-- GIVEN INSTRUCTION --
From the listing below, extract every line containing "component".

===== RECORDS PROVIDED =====

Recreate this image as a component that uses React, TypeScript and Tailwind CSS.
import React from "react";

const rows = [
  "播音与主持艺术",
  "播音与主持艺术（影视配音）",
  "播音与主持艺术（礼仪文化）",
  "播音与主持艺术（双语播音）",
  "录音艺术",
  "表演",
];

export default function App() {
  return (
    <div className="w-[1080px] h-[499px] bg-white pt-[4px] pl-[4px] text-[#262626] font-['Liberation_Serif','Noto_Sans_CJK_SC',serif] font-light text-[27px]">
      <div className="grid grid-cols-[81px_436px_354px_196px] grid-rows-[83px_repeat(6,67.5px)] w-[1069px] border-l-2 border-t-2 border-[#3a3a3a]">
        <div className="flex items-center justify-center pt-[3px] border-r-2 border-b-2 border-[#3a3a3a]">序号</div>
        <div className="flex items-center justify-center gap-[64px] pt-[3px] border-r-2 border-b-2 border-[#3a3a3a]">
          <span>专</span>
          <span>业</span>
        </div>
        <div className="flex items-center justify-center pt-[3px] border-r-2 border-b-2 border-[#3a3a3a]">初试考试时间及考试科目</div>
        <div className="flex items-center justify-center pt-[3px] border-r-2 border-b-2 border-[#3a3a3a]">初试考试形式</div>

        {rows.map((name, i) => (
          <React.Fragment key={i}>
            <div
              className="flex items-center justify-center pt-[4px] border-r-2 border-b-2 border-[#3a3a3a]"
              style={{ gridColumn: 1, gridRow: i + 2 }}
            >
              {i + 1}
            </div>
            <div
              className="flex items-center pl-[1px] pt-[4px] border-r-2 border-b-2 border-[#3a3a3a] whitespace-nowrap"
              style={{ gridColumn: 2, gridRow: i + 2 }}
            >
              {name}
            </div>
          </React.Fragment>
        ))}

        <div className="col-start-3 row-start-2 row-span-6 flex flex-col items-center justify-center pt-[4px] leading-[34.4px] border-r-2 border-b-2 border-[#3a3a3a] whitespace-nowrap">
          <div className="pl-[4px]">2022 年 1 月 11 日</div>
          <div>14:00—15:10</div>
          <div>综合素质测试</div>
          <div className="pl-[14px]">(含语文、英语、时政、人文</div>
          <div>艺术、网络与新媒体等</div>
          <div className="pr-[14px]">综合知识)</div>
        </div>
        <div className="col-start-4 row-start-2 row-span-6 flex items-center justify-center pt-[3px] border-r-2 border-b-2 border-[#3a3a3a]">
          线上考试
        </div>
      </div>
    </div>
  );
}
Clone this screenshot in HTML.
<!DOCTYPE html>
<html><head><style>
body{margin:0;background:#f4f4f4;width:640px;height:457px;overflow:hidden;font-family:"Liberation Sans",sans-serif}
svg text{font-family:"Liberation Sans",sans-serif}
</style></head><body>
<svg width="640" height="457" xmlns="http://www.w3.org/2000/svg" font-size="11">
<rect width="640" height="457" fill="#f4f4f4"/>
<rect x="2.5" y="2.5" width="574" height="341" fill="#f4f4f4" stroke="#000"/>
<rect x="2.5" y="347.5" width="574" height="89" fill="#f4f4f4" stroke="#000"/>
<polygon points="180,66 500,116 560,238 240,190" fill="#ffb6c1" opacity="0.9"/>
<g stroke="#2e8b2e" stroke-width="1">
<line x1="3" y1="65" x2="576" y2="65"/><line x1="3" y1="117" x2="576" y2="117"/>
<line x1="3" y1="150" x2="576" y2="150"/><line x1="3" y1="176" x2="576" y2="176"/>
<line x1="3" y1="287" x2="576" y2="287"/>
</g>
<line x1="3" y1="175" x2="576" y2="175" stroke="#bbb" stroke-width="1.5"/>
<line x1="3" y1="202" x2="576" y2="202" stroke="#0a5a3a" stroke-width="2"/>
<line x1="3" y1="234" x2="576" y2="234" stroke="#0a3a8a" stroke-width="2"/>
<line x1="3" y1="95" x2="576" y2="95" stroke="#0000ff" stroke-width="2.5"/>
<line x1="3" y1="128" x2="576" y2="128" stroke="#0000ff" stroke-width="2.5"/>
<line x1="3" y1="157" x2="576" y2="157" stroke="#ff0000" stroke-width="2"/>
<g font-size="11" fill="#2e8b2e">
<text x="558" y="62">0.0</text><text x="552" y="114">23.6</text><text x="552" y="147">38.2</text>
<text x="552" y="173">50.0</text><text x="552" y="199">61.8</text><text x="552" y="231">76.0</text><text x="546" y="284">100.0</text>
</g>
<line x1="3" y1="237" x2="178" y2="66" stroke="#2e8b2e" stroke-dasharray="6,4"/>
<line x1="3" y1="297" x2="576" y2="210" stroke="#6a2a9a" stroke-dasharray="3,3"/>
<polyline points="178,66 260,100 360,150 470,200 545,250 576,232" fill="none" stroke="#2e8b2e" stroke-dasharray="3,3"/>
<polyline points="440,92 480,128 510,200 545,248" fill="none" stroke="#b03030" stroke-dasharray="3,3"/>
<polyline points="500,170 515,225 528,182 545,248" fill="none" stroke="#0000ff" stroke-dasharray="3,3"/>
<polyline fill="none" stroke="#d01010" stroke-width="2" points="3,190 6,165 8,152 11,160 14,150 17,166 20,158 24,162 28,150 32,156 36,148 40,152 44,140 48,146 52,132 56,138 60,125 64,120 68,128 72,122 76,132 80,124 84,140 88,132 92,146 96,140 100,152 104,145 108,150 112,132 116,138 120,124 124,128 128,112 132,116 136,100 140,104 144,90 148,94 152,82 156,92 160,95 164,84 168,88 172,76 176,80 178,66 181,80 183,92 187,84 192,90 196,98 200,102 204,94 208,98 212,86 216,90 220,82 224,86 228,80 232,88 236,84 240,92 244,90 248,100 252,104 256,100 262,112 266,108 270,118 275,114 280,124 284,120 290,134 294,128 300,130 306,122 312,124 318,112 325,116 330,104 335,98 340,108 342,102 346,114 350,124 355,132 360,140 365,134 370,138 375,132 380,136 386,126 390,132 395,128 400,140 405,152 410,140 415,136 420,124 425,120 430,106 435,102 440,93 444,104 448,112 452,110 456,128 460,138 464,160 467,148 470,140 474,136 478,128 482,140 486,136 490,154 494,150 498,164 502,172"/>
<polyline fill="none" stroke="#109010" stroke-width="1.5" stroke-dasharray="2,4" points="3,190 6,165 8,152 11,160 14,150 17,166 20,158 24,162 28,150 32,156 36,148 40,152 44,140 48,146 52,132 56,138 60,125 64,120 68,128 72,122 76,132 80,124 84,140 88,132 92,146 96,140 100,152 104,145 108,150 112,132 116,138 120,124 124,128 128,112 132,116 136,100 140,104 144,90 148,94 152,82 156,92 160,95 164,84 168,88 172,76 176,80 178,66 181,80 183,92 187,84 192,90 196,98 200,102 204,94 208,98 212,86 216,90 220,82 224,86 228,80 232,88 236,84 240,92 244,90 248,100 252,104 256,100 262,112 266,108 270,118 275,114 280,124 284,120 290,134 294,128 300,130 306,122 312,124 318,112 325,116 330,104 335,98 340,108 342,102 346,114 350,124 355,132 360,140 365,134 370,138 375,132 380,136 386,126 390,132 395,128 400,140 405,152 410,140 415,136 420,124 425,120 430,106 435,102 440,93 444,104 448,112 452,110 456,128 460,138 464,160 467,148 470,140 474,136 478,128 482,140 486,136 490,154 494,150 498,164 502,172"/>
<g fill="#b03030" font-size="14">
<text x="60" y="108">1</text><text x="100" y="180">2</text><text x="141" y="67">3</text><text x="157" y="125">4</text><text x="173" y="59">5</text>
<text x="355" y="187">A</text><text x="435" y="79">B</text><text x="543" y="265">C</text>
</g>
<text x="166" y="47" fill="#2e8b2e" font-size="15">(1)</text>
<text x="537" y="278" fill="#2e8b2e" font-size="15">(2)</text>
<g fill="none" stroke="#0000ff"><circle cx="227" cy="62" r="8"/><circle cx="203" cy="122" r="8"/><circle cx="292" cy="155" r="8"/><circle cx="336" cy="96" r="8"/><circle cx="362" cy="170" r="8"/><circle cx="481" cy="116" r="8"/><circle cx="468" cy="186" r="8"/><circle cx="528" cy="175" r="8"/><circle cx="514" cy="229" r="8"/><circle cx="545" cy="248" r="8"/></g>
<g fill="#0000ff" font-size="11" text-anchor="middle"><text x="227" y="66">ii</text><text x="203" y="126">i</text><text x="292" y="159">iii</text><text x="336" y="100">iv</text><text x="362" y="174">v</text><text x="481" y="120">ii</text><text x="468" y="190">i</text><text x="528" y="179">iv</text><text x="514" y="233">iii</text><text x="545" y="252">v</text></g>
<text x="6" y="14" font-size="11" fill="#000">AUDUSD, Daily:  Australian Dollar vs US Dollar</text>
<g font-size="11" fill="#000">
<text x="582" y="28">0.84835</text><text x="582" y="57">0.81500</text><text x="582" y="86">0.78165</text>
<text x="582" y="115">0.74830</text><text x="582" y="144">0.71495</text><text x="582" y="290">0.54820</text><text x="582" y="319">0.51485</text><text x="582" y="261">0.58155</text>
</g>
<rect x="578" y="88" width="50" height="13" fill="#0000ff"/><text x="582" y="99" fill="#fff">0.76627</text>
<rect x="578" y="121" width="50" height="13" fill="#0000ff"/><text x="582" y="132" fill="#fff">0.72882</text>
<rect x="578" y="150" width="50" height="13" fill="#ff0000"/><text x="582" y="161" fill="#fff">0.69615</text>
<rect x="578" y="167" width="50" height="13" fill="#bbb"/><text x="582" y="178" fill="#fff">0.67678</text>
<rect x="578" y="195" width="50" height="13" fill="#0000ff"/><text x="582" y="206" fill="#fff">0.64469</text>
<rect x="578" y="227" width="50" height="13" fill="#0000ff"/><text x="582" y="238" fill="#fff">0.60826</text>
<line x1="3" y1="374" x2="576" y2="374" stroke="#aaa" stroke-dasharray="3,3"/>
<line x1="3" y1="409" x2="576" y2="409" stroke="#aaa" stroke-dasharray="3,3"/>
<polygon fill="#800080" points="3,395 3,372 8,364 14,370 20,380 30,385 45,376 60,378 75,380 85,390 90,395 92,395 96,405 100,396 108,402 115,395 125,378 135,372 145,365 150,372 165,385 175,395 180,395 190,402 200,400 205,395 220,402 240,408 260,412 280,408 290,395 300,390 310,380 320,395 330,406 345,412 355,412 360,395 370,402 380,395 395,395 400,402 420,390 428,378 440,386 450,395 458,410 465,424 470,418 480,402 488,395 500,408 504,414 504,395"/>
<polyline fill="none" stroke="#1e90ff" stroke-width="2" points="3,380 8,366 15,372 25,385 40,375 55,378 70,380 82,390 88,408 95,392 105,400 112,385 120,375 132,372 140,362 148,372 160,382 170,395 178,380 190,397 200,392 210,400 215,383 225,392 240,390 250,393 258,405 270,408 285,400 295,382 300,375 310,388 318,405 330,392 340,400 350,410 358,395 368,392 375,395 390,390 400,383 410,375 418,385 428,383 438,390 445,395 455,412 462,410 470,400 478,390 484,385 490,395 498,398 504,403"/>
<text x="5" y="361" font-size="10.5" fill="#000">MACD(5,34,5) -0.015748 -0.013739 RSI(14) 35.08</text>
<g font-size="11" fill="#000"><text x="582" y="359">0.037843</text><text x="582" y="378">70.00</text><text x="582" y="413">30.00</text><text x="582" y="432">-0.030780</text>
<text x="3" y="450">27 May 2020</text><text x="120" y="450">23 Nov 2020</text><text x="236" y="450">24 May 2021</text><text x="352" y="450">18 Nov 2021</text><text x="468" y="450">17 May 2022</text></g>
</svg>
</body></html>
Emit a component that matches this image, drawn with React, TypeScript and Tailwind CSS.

=====

-- THE ANSWER --
Recreate this image as a component that uses React, TypeScript and Tailwind CSS.
Emit a component that matches this image, drawn with React, TypeScript and Tailwind CSS.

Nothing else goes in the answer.